Régis
Debray, le génie français, Gallimard,
2019
Court essai
où Régis Debray imagine une recherche d’un écrivain qui pourrait symboliser le
« génie français ». Il oppose, dans la dernière sélection, Stendhal
et Victor Hugo. Stendhal est le prototype abhorré : ses héros, Fabrice,
Julien Sorel, Lucien Leuwen, sont à la recherche de réussite individuelle,
amour ou carrière. Les héros de Victor Hugo, Jean Valjean, Gavroche, les
familles de marins, sont mus par des sentiments universels, la lutte pour la
justice, la solidarité. On comprend vite que Stendhal ne fait pas le poids. D’autant
qu’il hait la patrie, s’exile par haine du terroir tandis que Victor Hugo
debout sur le rocher de Jersey s’enracine d’autant plus qu’il est loin.
Le tout dans un style enlevé et fondé sur une érudition exemplaire.
Cet essai n’est
pas critique littéraire. Il est l’occasion pour l’auteur de renouveler une
condamnation sans appel de toutes les adaptations au capitalisme et au marché
qui ne sont pas étapes vers la révolution. Les Thénardiers sont au pouvoir.

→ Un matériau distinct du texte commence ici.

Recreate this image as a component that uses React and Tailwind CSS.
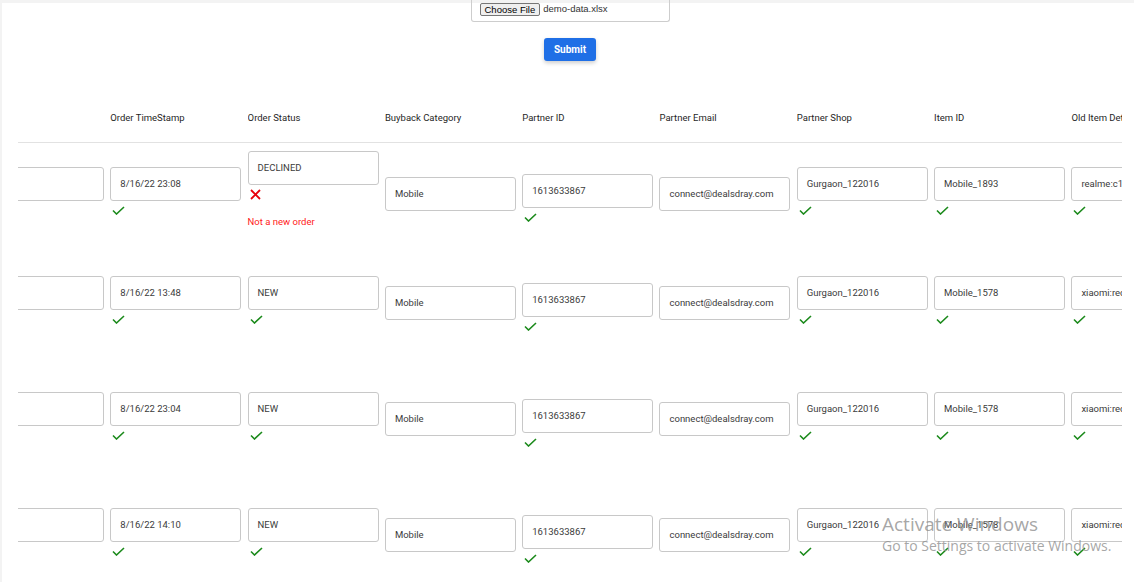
import React, { useLayoutEffect, useRef } from "react";

const COLS = [
  "Order ID",
  "Order TimeStamp",
  "Order Status",
  "Buyback Category",
  "Partner ID",
  "Partner Email",
  "Partner Shop",
  "Item ID",
  "Old Item Details",
  "New Item Details",
];

const mk = (ts, status, statusErr, item, old) => [
  { v: "", k: "check" },
  { v: ts, k: "check" },
  statusErr ? { v: status, k: "error", msg: "Not a new order" } : { v: status, k: "check" },
  { v: "Mobile", k: "none" },
  { v: "1613633867", k: "pid" },
  { v: "connect@dealsdray.com", k: "none" },
  { v: "Gurgaon_122016", k: "check" },
  { v: item, k: "check" },
  { v: old, k: "check" },
  { v: "", k: "check" },
];

const ROWS = [
  { h: "h-[102px]", cells: mk("8/16/22 23:08", "DECLINED", true, "Mobile_1893", "realme:c11 (2GB)") },
  { h: "h-[116px]", cells: mk("8/16/22 13:48", "NEW", false, "Mobile_1578", "xiaomi:redmi note 8") },
  { h: "h-[116px]", cells: mk("8/16/22 23:04", "NEW", false, "Mobile_1578", "xiaomi:redmi note 8") },
  { h: "h-[116px]", cells: mk("8/16/22 14:10", "NEW", false, "Mobile_1578", "xiaomi:redmi note 8") },
];

function Check() {
  return (
    <svg width="13" height="9" viewBox="0 0 13 9" fill="none">
      <polyline points="1,4.5 4.5,8 12,1" stroke="#1b8a1b" strokeWidth="1.6" />
    </svg>
  );
}

function Cross() {
  return (
    <svg width="11" height="11" viewBox="0 0 11 11" fill="none">
      <path d="M1 1 L10 10 M10 1 L1 10" stroke="#e8000b" strokeWidth="1.8" />
    </svg>
  );
}

function Box({ v }) {
  return (
    <div className="w-[131px] h-[34px] shrink-0 border border-[#c8c8c8] rounded-[3px] px-[9px] flex items-center text-[9.5px] text-[#3b3b3b] whitespace-nowrap overflow-hidden bg-white">
      {v}
    </div>
  );
}

function Cell({ c }) {
  return (
    <div className="w-[137.3px] shrink-0 flex flex-col justify-center">
      <Box v={c.v} />
      {c.k === "check" && (
        <div className="h-[20px] pt-[5px] pl-[2px]">
          <Check />
        </div>
      )}
      {c.k === "pid" && (
        <div className="h-[6px] pt-[5px] pl-[2px] overflow-visible">
          <Check />
        </div>
      )}
      {c.k === "error" && (
        <div className="flex flex-col">
          <div className="h-[20px] pt-[4px] pl-[2px]">
            <Cross />
          </div>
          <div className="mt-[11px] mb-[9px] leading-[12px] text-[9.5px] text-[#ff1a1a]">{c.msg}</div>
        </div>
      )}
    </div>
  );
}

export default function App() {
  const ref = useRef(null);
  useLayoutEffect(() => {
    if (ref.current) ref.current.scrollLeft = 45;
  }, []);

  return (
    <div className="relative min-h-[582px] bg-[#f3f3f3] pl-[2px] pt-[3px] font-['Roboto','Liberation_Sans',sans-serif]">
      <div className="bg-white min-h-[579px] pl-[16px] pr-[12px]">
        <div className="flex flex-col items-center">
          <div className="-mt-[3px] w-[199px] h-[22px] border border-t-0 border-[#cdcdcd] rounded-b-[3px] pl-[8px] pt-[3px] flex items-start gap-[3px] font-['Liberation_Sans',sans-serif] text-[9.5px] leading-[12px] text-[#333]">
            <span className="border border-[#767676] bg-[#efefef] rounded-[2px] px-[4px] h-[13px] leading-[11px] text-black">
              Choose File
            </span>
            <span>demo-data.xlsx</span>
          </div>
          <button className="mt-[16px] w-[52px] h-[23px] rounded-[3px] bg-[#1f6fe6] text-white text-[10px] font-bold shadow-[0_2px_4px_rgba(0,0,0,0.2)]">
            Submit
          </button>
        </div>

        <div ref={ref} className="mt-[33px] overflow-hidden">
          <div className="w-max">
            <div className="flex h-[49px] items-center border-b border-[#e2e2e2]">
              {COLS.map((h) => (
                <div key={h} className="w-[137.3px] shrink-0 text-[9.5px] text-[#1f1f1f] whitespace-nowrap overflow-hidden">
                  {h}
                </div>
              ))}
            </div>
            {ROWS.map((r, i) => (
              <div key={i} className={`flex items-center ${r.h}`}>
                {r.cells.map((c, j) => (
                  <Cell key={j} c={c} />
                ))}
              </div>
            ))}
          </div>
        </div>
      </div>

      <div className="absolute left-[882px] top-[512px] pointer-events-none font-['Open_Sans','Liberation_Sans',sans-serif] text-[#8f8f8f]/80">
        <div className="text-[19px] leading-[24px]">Activate Windows</div>
        <div className="text-[14px] leading-[18px] mt-[1px]">Go to Settings to activate Windows.</div>
      </div>
    </div>
  );
}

Emmanuel Macron est un héros stendhalien et les gilets jaunes sont les
héritiers des Misérables et de Gavroche.
Voici
l’exemple de ce qui est acceptable dans notre monde. Surtout pas de rupture, de
la fidélité, de la continuité. Rester dans la famille. Voici un homme qui a
fait le tour du monde, géographiquement et intellectuellement. Les aventures du
Che en Bolivie, les prisons, le conseil des politiques au Chili avec Allende,
puis en France avec François Mitterrand. Maintenant, retour à la case départ,
celle de la révolution. Gilets jaunes et le Che. Victor Hugo contre Stendhal.
Rompre,
c'est à dire extraire de telles expériences l’idée que les plus grands malheurs
du monde se sont déployés dans les régimes fascistes et communistes. Et ainsi d’affronter
les mouvements sociaux à partir de cette expérience. Voir dans les émeutiers de
tous les pays non pas une masse informe, mais des personnes qui réfléchissent
et qui parfois s’engouffrent dans les impasses de l’histoire, le populisme
fascisant ou la radicalité meurtrière. Rompre, c’est refuser d’admirer l’émeute
quand elle prend ce chemin. Mais pour rester dans la famille, il faut admirer l’émeute
et pourfendre ceux qui tentent de réformer sans plonger dans l’horreur.
Dans les
années 1980, Claude Allègre était ministre de l’éducation nationale. J’enseignais
dans les classes préparatoires du Lycée Saint-Louis, Boulevard Saint-Michel. Entre
les heures supplémentaires, les « colles », nous étions les mieux
payés de tous les enseignants de France. Les cours s’arrêtaient au printemps, place
aux concours. Mais les heures supplémentaires étaient payées toute l’année. Au
ministère, ils eurent l’idée folle de ne payer que les heures supplémentaires
faites et pas les autres. C’était un avantage acquis. Les enseignants des
classes préparatoires, qui forment l’élite de la nation, se mirent en grève,
manifestèrent. Place de la Sorbonne. Devant le Lycée Saint-Louis. En sortant de
mes cours, je fais face à la manifestation et qui je vois au premier rang ?
Régis Debray.
Il y a
plusieurs manières de rester dans la famille.